'Personal Shopper' Review: Kristen Stewart's Existential Ghost Story Is Pure Cinema




Kristen Stewart might be the most adventurous young actress working today. Instead of playing variations on the Twilight role that made her a star, she keeps pushing ahead into new territory (Camp X-Ray, Still Alice, Certain Women), the riskier the better. Nothing scares her. She hit a recent career peak playing the personal assistant to a demanding Juliette Binoche in Clouds of Sils Maria. And in Personal Shopper, she reteams with French director Olivier Assayas, to again investigate living in the shadow of another person.

In this unlikely ghost story, Stewart plays Maureen Cartwright, an American in Paris who literally stands in for another person. She buys clothes, shoes, jewelry and fashionable accessories for Kyra (Nora von Waldstatten), an entitled model/actress whose one caveat is that her lackey never try on the clothes herself. Maureen doesn’t always listen. But the imperious Kyra, who’d rather text her assistant than talk to her, is just a job. Our heroine is a practicing medium. She has a mission – an obsession, really – to make contact with her recently deceased twin brother, Lewis, who died of a heart defect (the same one that also plagues his sister). The twins had vowed that the one who died first would make contact through a sign or a ghostly presence. But, at night, along in Lewis’ apartment, the spirit she evokes isn’t her late sibling, but a teasing, sometimes malevolent force that invades her cell phone with texts.

That’s the movie, an exercise in shadowy suspense that requires the star to be on screen every minute. Tooling around Paris on a motorbike, making stops at various fashion houses where her contacts cater to all things Kyra or taking a round-trip train to London, Stewart pulls us into the character’s odyssey through the sheer force of her performance. In the film’s one sex scene, Maureen tries on a bondage outfit she bought for her boss and masturbates in her employer’s bed. In all things, this young woman goes it alone. Except for that cell phone, the true villain of the piece, with its creepy messages (“I want you and I will have you”) and its threats that steer our heroine to a hotel room and a mystery that leads to murder.

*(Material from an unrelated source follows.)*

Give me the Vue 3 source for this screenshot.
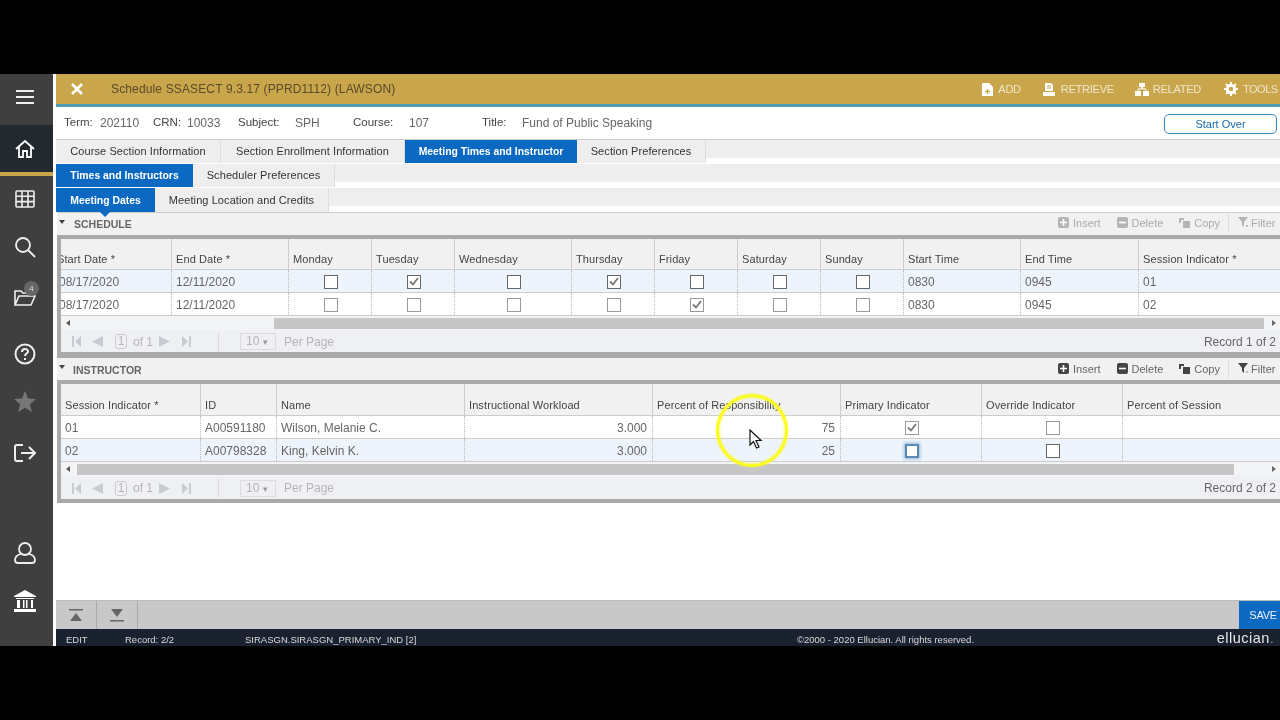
<script setup>
const navTop = [
  { k: 'menu', h: 51 }, { k: 'home', h: 47, active: true }
]
const navMid = [
  { k: 'grid', h: 45 }, { k: 'search', h: 52 }, { k: 'folder', h: 50 }, { k: 'help', h: 62 }, { k: 'star', h: 33 }, { k: 'exit', h: 70 }
]
const keys = [
  { l: 'Term:', v: '202110', w: 89, gap: 36 }, { l: 'CRN:', v: '10033', w: 85, gap: 34 }, { l: 'Subject:', v: 'SPH', w: 115, gap: 57 },
  { l: 'Course:', v: '107', w: 129, gap: 56 }, { l: 'Title:', v: 'Fund of Public Speaking', w: 300, gap: 40 }
]
const c = (on, cls = '') => ({ box: true, on, cls })
const sections = [
  {
    id: 'schedule', title: 'SCHEDULE', tools: 'off', record: 'Record 1 of 2', thumb: [213, 1203],
    cols: [111, 117, 83, 83, 117, 83, 83, 83, 83, 117, 118, 143],
    heads: ['Start Date *', 'End Date *', 'Monday', 'Tuesday', 'Wednesday', 'Thursday', 'Friday', 'Saturday', 'Sunday', 'Start Time', 'End Time', 'Session Indicator *'],
    rows: [
      { cur: true, cells: ['08/17/2020', '12/11/2020', c(false, 'dark'), c(true, 'dark'), c(false, 'dark'), c(true, 'dark'), c(false, 'dark'), c(false, 'dark'), c(false, 'dark'), '0830', '0945', '01'] },
      { cells: ['08/17/2020', '12/11/2020', c(false), c(false), c(false), c(false), c(true), c(false), c(false), '0830', '0945', '02'] }
    ]
  },
  {
    id: 'instructor', title: 'INSTRUCTOR', tools: 'on', record: 'Record 2 of 2', thumb: [16, 1173],
    cols: [140, 76, 188, 188, 188, 141, 141, 159],
    heads: ['Session Indicator *', 'ID', 'Name', 'Instructional Workload', 'Percent of Responsibility', 'Primary Indicator', 'Override Indicator', 'Percent of Session'],
    rows: [
      { cells: ['01', 'A00591180', 'Wilson, Melanie C.', { r: '3.000' }, { r: '75' }, c(true), c(false), ''] },
      { cur: true, cells: ['02', 'A00798328', 'King, Kelvin K.', { r: '3.000' }, { r: '25' }, c(false, 'focus'), c(false, 'dark'), ''] }
    ]
  }
]
const isObj = (x) => typeof x === 'object'
const gridCols = (cols) => ({ gridTemplateColumns: cols.map((n) => n + 'px').join(' ') })
const thumbStyle = (t) => ({ marginLeft: t[0] + 'px', width: t[1] - t[0] + 'px' })
</script>

<template>
  <div class="page">
    <div class="app">
      <aside class="side">
        <div v-for="n in navTop" :key="n.k" class="nav" :class="[n.k, { active: n.active }]" :style="{ height: n.h + 'px' }">
          <svg v-if="n.k === 'menu'" width="20" height="16" viewBox="0 0 20 16"><path d="M1 2h18M1 8h18M1 14h18" stroke="#eee" stroke-width="2" /></svg>
          <svg v-else width="20" height="20" viewBox="0 0 20 20" fill="none" stroke="#fff" stroke-width="1.8"><path d="M1 10 10 2l9 8M4 8v10h4v-6h4v6h4V8" /></svg>
        </div>
        <div class="goldline"></div>
        <div v-for="n in navMid" :key="n.k" class="nav" :style="{ height: n.h + 'px' }">
          <svg v-if="n.k === 'grid'" width="20" height="18" viewBox="0 0 20 18" fill="none" stroke="#eee" stroke-width="1.6"><rect x="1" y="1" width="18" height="16" rx="1" /><path d="M1 6.3h18M1 11.6h18M7 1v16M13 1v16" /></svg>
          <svg v-else-if="n.k === 'search'" width="22" height="22" viewBox="0 0 22 22" fill="none" stroke="#eee" stroke-width="1.8"><circle cx="9" cy="9" r="7" /><path d="m14 14 7 7" /></svg>
          <div v-else-if="n.k === 'folder'" class="folder">
            <svg width="22" height="18" viewBox="0 0 22 18" fill="none" stroke="#eee" stroke-width="1.6"><path d="M1 16V2h6l2 2h8v3M1 16l4-9h16l-4 9z" /></svg>
            <span class="badge">4</span>
          </div>
          <svg v-else-if="n.k === 'help'" width="22" height="22" viewBox="0 0 22 22" fill="none" stroke="#eee" stroke-width="2"><circle cx="11" cy="11" r="9.5" /><path d="M8 9c0-4 6-4 6-.5 0 2-3 2.200-3 4.500" /><path d="M11 15v2" /></svg>
          <svg v-else-if="n.k === 'star'" width="22" height="21" viewBox="0 0 22 21"><path d="m11 0 3 7.500 8 .6-6.100 5.100 2 7.800L11 16.800 4.100 21l2-7.800L0 8.100l8-.6z" fill="#777" /></svg>
          <svg v-else width="23" height="18" viewBox="0 0 23 18" fill="none" stroke="#eee" stroke-width="2"><path d="M9 1H3Q1 1 1 3v12q0 2 2 2h6M7 9h14M15 3l6 6-6 6" /></svg>
        </div>
        <div class="spacer"></div>
        <div class="nav user">
          <svg width="22" height="22" viewBox="0 0 22 22" fill="none" stroke="#eee" stroke-width="1.8"><circle cx="11" cy="7" r="6" /><path d="M7 12c-4 1-6 3-6 6 0 2 1 3 3 3h14c2 0 3-1 3-3 0-3-2-5-6-6" /></svg>
        </div>
        <div class="nav bank">
          <svg width="24" height="22" viewBox="0 0 24 22"><path d="M12 0 1 6v1h22V6zM3 8h18v1H3zM1 19h22v3H1zM4 10h3v8H4zM10 10h1.500v8H10zM13 10h1.500v8H13zM18 10h2v8h-2z" fill="#fff" /></svg>
        </div>
      </aside>

      <main class="main">
        <header class="head">
          <svg class="close" width="12" height="12" viewBox="0 0 12 12"><path d="m1 1 10 10M11 1 1 11" stroke="#fff" stroke-width="2.600" /></svg>
          <span class="title">Schedule SSASECT 9.3.17 (PPRD1112) (LAWSON)</span>
          <div class="actions">
            <span class="act a-add"><svg width="11" height="13" viewBox="0 0 11 13"><path d="M0 0h7l4 4v9H0z" fill="#fff" /><path d="M5.500 6v5M3 8.500h5" stroke="#c9a64b" stroke-width="1.400" /></svg>ADD</span>
            <span class="act a-ret"><svg width="12" height="13" viewBox="0 0 12 13"><path d="M2 0h6l2 2v6H2zM0 9h12v4H0z" fill="#fff" /><path d="M4 3h4M4 5h4" stroke="#c9a64b" /></svg>RETRIEVE</span>
            <span class="act a-rel"><svg width="14" height="13" viewBox="0 0 14 13"><path d="M4 0h6v4H4zM0 8h6v5H0zM8 8h6v5H8z" fill="#fff" /><path d="M6.500 4v2H3v2M7.500 4v2H11v2" fill="none" stroke="#fff" /></svg>RELATED</span>
            <span class="act a-tool"><svg width="14" height="14" viewBox="0 0 14 14"><circle cx="7" cy="7" r="3.800" fill="none" stroke="#fff" stroke-width="3" /><path d="M7 0v14M0 7h14M2 2l10 10M12 2 2 12" stroke="#fff" stroke-width="2" stroke-dasharray="2.500 9" /></svg>TOOLS</span>
          </div>
        </header>

        <div class="keyblock">
          <div class="keys">
            <span v-for="k in keys" :key="k.l" class="key" :style="{ width: k.w + 'px' }">
              <b :style="{ width: k.gap + 'px' }">{{ k.l }}</b><span>{{ k.v }}</span>
            </span>
          </div>
          <button class="start">Start Over</button>
        </div>

        <div class="tabs t1">
          <span class="tab w1">Course Section Information</span>
          <span class="tab w2">Section Enrollment Information</span>
          <span class="tab sel w3">Meeting Times and Instructor</span>
          <span class="tab w4">Section Preferences</span>
          <span class="fill"></span>
        </div>
        <div class="tabs t2">
          <span class="tab sel b1">Times and Instructors</span>
          <span class="tab b2">Scheduler Preferences</span>
          <span class="fill"></span>
        </div>
        <div class="tabs t3">
          <span class="tab sel notch c1">Meeting Dates</span>
          <span class="tab c2">Meeting Location and Credits</span>
          <span class="fill"></span>
        </div>

        <section v-for="s in sections" :key="s.id" class="section" :class="s.id">
          <div class="sec-head">
            <span class="caret"></span>
            <span class="sec-title">{{ s.title }}</span>
            <div class="tools" :class="s.tools">
              <span class="tool"><svg width="11" height="11" viewBox="0 0 11 11"><rect width="11" height="11" rx="2" class="ic" /><path d="M5.500 2v7M2 5.500h7" stroke="#fff" stroke-width="1.600" /></svg>Insert</span>
              <span class="tool"><svg width="11" height="11" viewBox="0 0 11 11"><rect width="11" height="11" rx="2" class="ic" /><path d="M2 5.500h7" stroke="#fff" stroke-width="1.600" /></svg>Delete</span>
              <span class="tool copy"><svg width="11" height="10" viewBox="0 0 11 10"><path d="M0 0h5v2H2v3H0z" class="ic" /><rect x="4" y="3" width="7" height="7" class="ic" /></svg>Copy</span>
              <span class="sep"></span>
              <span class="tool filter"><svg width="11" height="11" viewBox="0 0 11 11"><path d="M0 0h10L6 5v5L4 8V5z" class="ic" /><path d="M8 9h2" stroke="#888" /></svg>Filter</span>
            </div>
          </div>

          <div class="panel">
            <div class="grid hdr" :style="gridCols(s.cols)">
              <div v-for="(h, i) in s.heads" :key="h" class="hcell" :class="{ clip: s.id === 'schedule' && i === 0 }"><span>{{ h }}</span></div>
            </div>
            <div v-for="(r, ri) in s.rows" :key="ri" class="grid row" :class="{ cur: r.cur }" :style="gridCols(s.cols)">
              <div v-for="(cell, ci) in r.cells" :key="ci" class="cell" :class="{ clip: s.id === 'schedule' && ci === 0, center: isObj(cell) && cell.box, right: isObj(cell) && cell.r }">
                <span v-if="isObj(cell) && cell.box" class="cb" :class="cell.cls">
                  <svg v-if="cell.on" width="10" height="9" viewBox="0 0 10 9"><path d="m1 4.500 3 3L9 1" fill="none" stroke="#777" stroke-width="1.800" /></svg>
                </span>
                <span v-else-if="isObj(cell)">{{ cell.r }}</span>
                <span v-else>{{ cell }}</span>
              </div>
            </div>
            <div class="scroll">
              <i class="arrow al"></i>
              <div class="thumb" :style="thumbStyle(s.thumb)"></div>
              <i class="arrow ar"></i>
            </div>
            <div class="pager">
              <svg class="pg" width="9" height="11" viewBox="0 0 9 11"><path d="M0 0h2v11H0zM9 0v11L3 5.500z" /></svg>
              <svg class="pg p2" width="11" height="11" viewBox="0 0 11 11"><path d="M11 0v11L0 5.500z" /></svg>
              <span class="pgnum">1</span>
              <span class="pgof">of 1</span>
              <svg class="pg p3" width="11" height="11" viewBox="0 0 11 11"><path d="M0 0v11l11-5.500z" /></svg>
              <svg class="pg p4" width="9" height="11" viewBox="0 0 9 11"><path d="M7 0h2v11H7zM0 0v11l6-5.500z" /></svg>
              <span class="pgsep"></span>
              <span class="pgsel">10 <em>▾</em></span>
              <span class="pgper">Per Page</span>
              <span class="record">{{ s.record }}</span>
            </div>
          </div>
        </section>

        <div class="blank"></div>

        <div class="bottom">
          <span class="bbtn"><svg width="14" height="13" viewBox="0 0 14 13"><path d="M0 0h14v1.500H0z" fill="#666" /><path d="M7 4l6 8H1z" fill="#666" /></svg></span>
          <span class="bbtn"><svg width="14" height="13" viewBox="0 0 14 13"><path d="M1 0h12L7 8zM0 11h14v1.500H0z" fill="#666" /></svg></span>
          <span class="save">SAVE</span>
        </div>
        <footer class="status">
          <span class="s1">EDIT</span>
          <span class="s2">Record: 2/2</span>
          <span class="s3">SIRASGN.SIRASGN_PRIMARY_IND [2]</span>
          <span class="s4">©2000 - 2020 Ellucian. All rights reserved.</span>
          <span class="logo">ellucian<small>.</small></span>
        </footer>
      </main>

      <div class="halo"></div>
      <svg class="pointer" width="14" height="21" viewBox="0 0 14 21"><path d="M1 1v15l3.500-3.500L7.500 19l2.500-1-3-6.500h5z" fill="#fff" stroke="#111" stroke-width="1.200" /></svg>
    </div>
  </div>
</template>

<style>
html, body { margin: 0; background: #000; }
</style>

<style scoped>
.page { width: 1280px; height: 720px; background: #000; padding-top: 74px; box-sizing: border-box; overflow: hidden; font-family: "Liberation Sans", Arial, sans-serif; }
.app { position: relative; display: flex; width: 1280px; height: 572px; background: #fff; overflow: hidden; filter: blur(0.3px); }

.side { width: 53px; flex: none; background: #3f3f3f; display: flex; flex-direction: column; }
.nav { display: flex; align-items: center; justify-content: center; flex: none; padding-right: 3px; box-sizing: border-box; }
.nav.menu { padding-bottom: 6px; }
.nav.active { background: #222a30; }
.goldline { height: 4px; background: #c9a64b; flex: none; }
.spacer { flex: 1; }
.user { height: 48px; }
.bank { height: 48px; margin-bottom: 21px; }
.folder { position: relative; display: flex; }
.badge { position: absolute; left: 10px; top: -8px; width: 15px; height: 15px; border-radius: 50%; background: #666; color: #ddd; font-size: 8px; line-height: 15px; text-align: center; }

.main { width: 1224px; margin-left: 3px; flex: none; display: flex; flex-direction: column; }

.head { height: 30px; flex: none; display: flex; align-items: center; background: #c9a64b; border-bottom: 3px solid #4f9cb3; color: #fff; }
.close { margin-left: 15px; }
.title { margin-left: 28px; font-size: 12px; color: #5a4a2a; letter-spacing: 0.14px; }
.actions { margin-left: auto; display: flex; font-size: 11px; color: #efe6cb; letter-spacing: -0.25px; }
.act { display: flex; align-items: center; gap: 6px; margin-right: 23px; }
.a-add { margin-right: 22px; gap: 5px; }
.a-ret { margin-right: 21px; }
.a-rel { gap: 4px; }
.a-tool { width: 56px; margin-right: 0; gap: 5px; white-space: nowrap; letter-spacing: -0.5px; }

.keyblock { height: 32px; flex: none; display: flex; align-items: center; border-bottom: 1px solid #ccc; box-sizing: content-box; }
.keys { display: flex; margin-left: 8px; font-size: 12px; color: #666; }
.key { display: flex; }
.key b { font-weight: normal; color: #444; font-size: 11.500px; }
.start { margin: 2px 3px 0 auto; width: 113px; height: 20px; padding: 0; background: #fff; border: 1px solid #3d86b8; border-radius: 5px; color: #1b69a8; font: 11px "Liberation Sans", Arial, sans-serif; }

.tabs { display: flex; height: 24px; flex: none; font-size: 11px; color: #333; letter-spacing: 0.08px; }
.tab { display: flex; align-items: center; justify-content: center; background: #eee; border-right: 1px solid #ddd; box-sizing: border-box; height: 23px; padding-bottom: 1px; white-space: nowrap; position: relative; }
.tab.sel { background: #0b69c2; color: #fff; font-weight: bold; font-size: 10.400px; letter-spacing: 0; border-right: 0; }
.t3 .tab { height: 24px; padding-bottom: 0; }
.fill { flex: 1; height: 18px; background: #eee; }
.w1 { width: 165px; } .w2 { width: 184px; } .w3 { width: 172px; } .w4 { width: 129px; }
.b1 { width: 137px; } .b2 { width: 142px; }
.c1 { width: 99px; } .c2 { width: 174px; }
.notch::after { content: ""; position: absolute; left: 44px; bottom: -5px; border: 5px solid transparent; border-bottom: 0; border-top-color: #0b69c2; z-index: 2; }

.section { margin-left: 1px; flex: none; }
.sec-head { height: 23px; display: flex; align-items: center; background: #f1f1f1; box-sizing: border-box; border-top: 1px solid #ccc; color: #555; }
.instructor .sec-head { height: 22px; border-top: 0; }
.caret { margin-left: 2px; width: 0; height: 0; border: 3.500px solid transparent; border-top: 4px solid #444; border-bottom: 0; margin-top: -4px; }
.sec-title { margin-left: 9px; font-size: 10.500px; font-weight: bold; color: #666; }
.instructor .sec-title { margin-left: 8px; padding-top: 2px; }
.tools { margin-left: auto; display: flex; align-items: center; font-size: 11px; height: 100%; padding-bottom: 3px; box-sizing: border-box; }
.instructor .tools { padding-bottom: 1px; }
.tool { display: flex; align-items: center; gap: 4px; margin-right: 16px; white-space: nowrap; }
.tool.copy { margin-right: 8px; }
.tool.filter { margin-right: 0; width: 42px; gap: 2px; }
.sep { width: 1px; height: 18px; background: #ddd; margin-right: 9px; }
.tools.off { color: #aaa; }
.tools.off .ic { fill: #b5b5b5; }
.tools.on { color: #666; }
.tools.on .ic { fill: #444; }

.panel { border-left: 4px solid #aaa; border-top: 4px solid #aaa; border-bottom: 6px solid #aaa; background: #fff; }
.instructor .panel { border-bottom-width: 4px; }
.grid { display: grid; }
.hdr { height: 31px; background: #f1f1f1; border-bottom: 1px solid #ccc; box-sizing: border-box; }
.instructor .hdr { height: 32px; }
.hcell { display: flex; align-items: flex-end; padding: 0 0 4px 4px; box-sizing: border-box; font-size: 11px; letter-spacing: 0.1px; color: #444; border-right: 1px solid #ccc; white-space: nowrap; overflow: hidden; height: 30px; }
.instructor .hcell { height: 31px; padding-bottom: 4px; }
.row { height: 23px; border-bottom: 1px solid #ccc; box-sizing: border-box; background: #fff; }
.row.cur { background: #eef4fb; }
.cell { display: flex; align-items: center; padding: 1px 4px 0; box-sizing: border-box; font-size: 12px; color: #666; border-right: 1px dotted #bbb; white-space: nowrap; overflow: hidden; }
.cell.center { justify-content: center; padding: 1px 0 0 2px; }
.cell.right { justify-content: flex-end; padding-right: 5px; }
.hcell.clip, .cell.clip { padding-left: 0; }
.hcell.clip span { margin-left: -4px; }
.cell.clip span { margin-left: -2px; }
.cb { display: flex; align-items: center; justify-content: center; width: 14px; height: 14px; box-sizing: border-box; border: 1px solid #999; background: #fff; }
.cb.dark { border: 1.500px solid #666; }
.cb.focus { border: 2px solid #5b8bb5; box-shadow: 0 0 3px 1px #8fb8da; }

.scroll { height: 14px; position: relative; display: flex; align-items: center; background: #f3f4f6; }
.thumb { height: 11px; background: #c6c6c6; }
.arrow { position: absolute; width: 0; height: 0; border: 3.500px solid transparent; }
.al { left: 5px; border-left: 0; border-right: 4px solid #555; }
.ar { right: 4px; border-right: 0; border-left: 4px solid #666; }

.pager { height: 22px; display: flex; align-items: center; background: #eef0f4; font-size: 12px; color: #b5b5b5; padding-top: 1px; box-sizing: border-box; }
.instructor .pager { height: 23px; }
.pg { fill: #c8ccd2; margin-left: 11px; flex: none; }
.p2 { margin-left: 11px; }
.p3 { margin-left: 7px; }
.p4 { margin-left: 12px; }
.pgnum { margin-left: 12px; width: 12px; height: 15px; box-sizing: border-box; border: 1px solid #ccc; border-radius: 3px; text-align: center; line-height: 13px; }
.pgof { margin-left: 6px; width: 19px; white-space: nowrap; }
.pgsep { width: 1px; height: 18px; background: #d8d8d8; margin-left: 27px; }
.pgsel { margin-left: 21px; width: 36px; height: 17px; box-sizing: border-box; border: 1px solid #ddd; padding-left: 5px; line-height: 15px; }
.pgsel em { font-style: normal; font-size: 9px; color: #999; }
.pgper { margin-left: 8px; }
.record { margin-left: auto; margin-right: 4px; color: #666; }

.blank { flex: 1; }
.bottom { height: 29px; flex: none; display: flex; background: #c8c8c8; border-top: 1px solid #bbb; box-sizing: border-box; }
.bbtn { width: 41px; display: flex; align-items: center; justify-content: center; border-right: 1px solid #aaa; box-sizing: border-box; }
.save { margin-left: auto; width: 41px; display: flex; align-items: center; justify-content: flex-end; padding-right: 3px; box-sizing: border-box; background: #0b69c2; color: #eef; font-size: 11px; letter-spacing: -0.2px; }
.status { height: 17px; flex: none; position: relative; display: flex; align-items: center; background: #1a2230; color: #d8d8d8; font-size: 9.500px; padding-top: 3px; box-sizing: border-box; }
.s1 { margin-left: 10px; width: 59px; }
.s2 { width: 120px; }
.s3 { width: 552px; }
.logo { margin-left: auto; margin-right: 6px; margin-top: -2px; font-size: 14.500px; color: #e6e6e6; letter-spacing: 0.5px; }
.logo small { color: #999; font-size: 13px; }

.halo { position: absolute; left: 716px; top: 320px; width: 72px; height: 73px; box-sizing: border-box; border-radius: 50%; border: 3px solid #fbfb20; box-shadow: 0 0 2px #fbfb20, inset 0 0 3px #fbfb20; }
.pointer { position: absolute; left: 749px; top: 355px; }
</style>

No fair saying more, except to add that Stewart makes flesh and blood of Assayas’ indictment of a digital society where text is slowly replacing touch and verbal contact. The movie is virtually all tracking shots, with the camera stalking Maureen with the same erotic fixation of James Stewart pursuing Kim Novak in Hitchcock’s Vertigo. Assayas is skilled at turning screws and holding audiences in a vise. For those seeking resolution and loose ends neatly tied, Personal Shopper will be a frustrating, even infuriating, exercise. But the French filmmaker and his star/creative accomplice are chasing something ephemeral that snakes its way into our consciousness and won’t be pinned down. It’s pure cinema, a hypnotic and haunting dream that tempts us to jump in and get lost. Do it.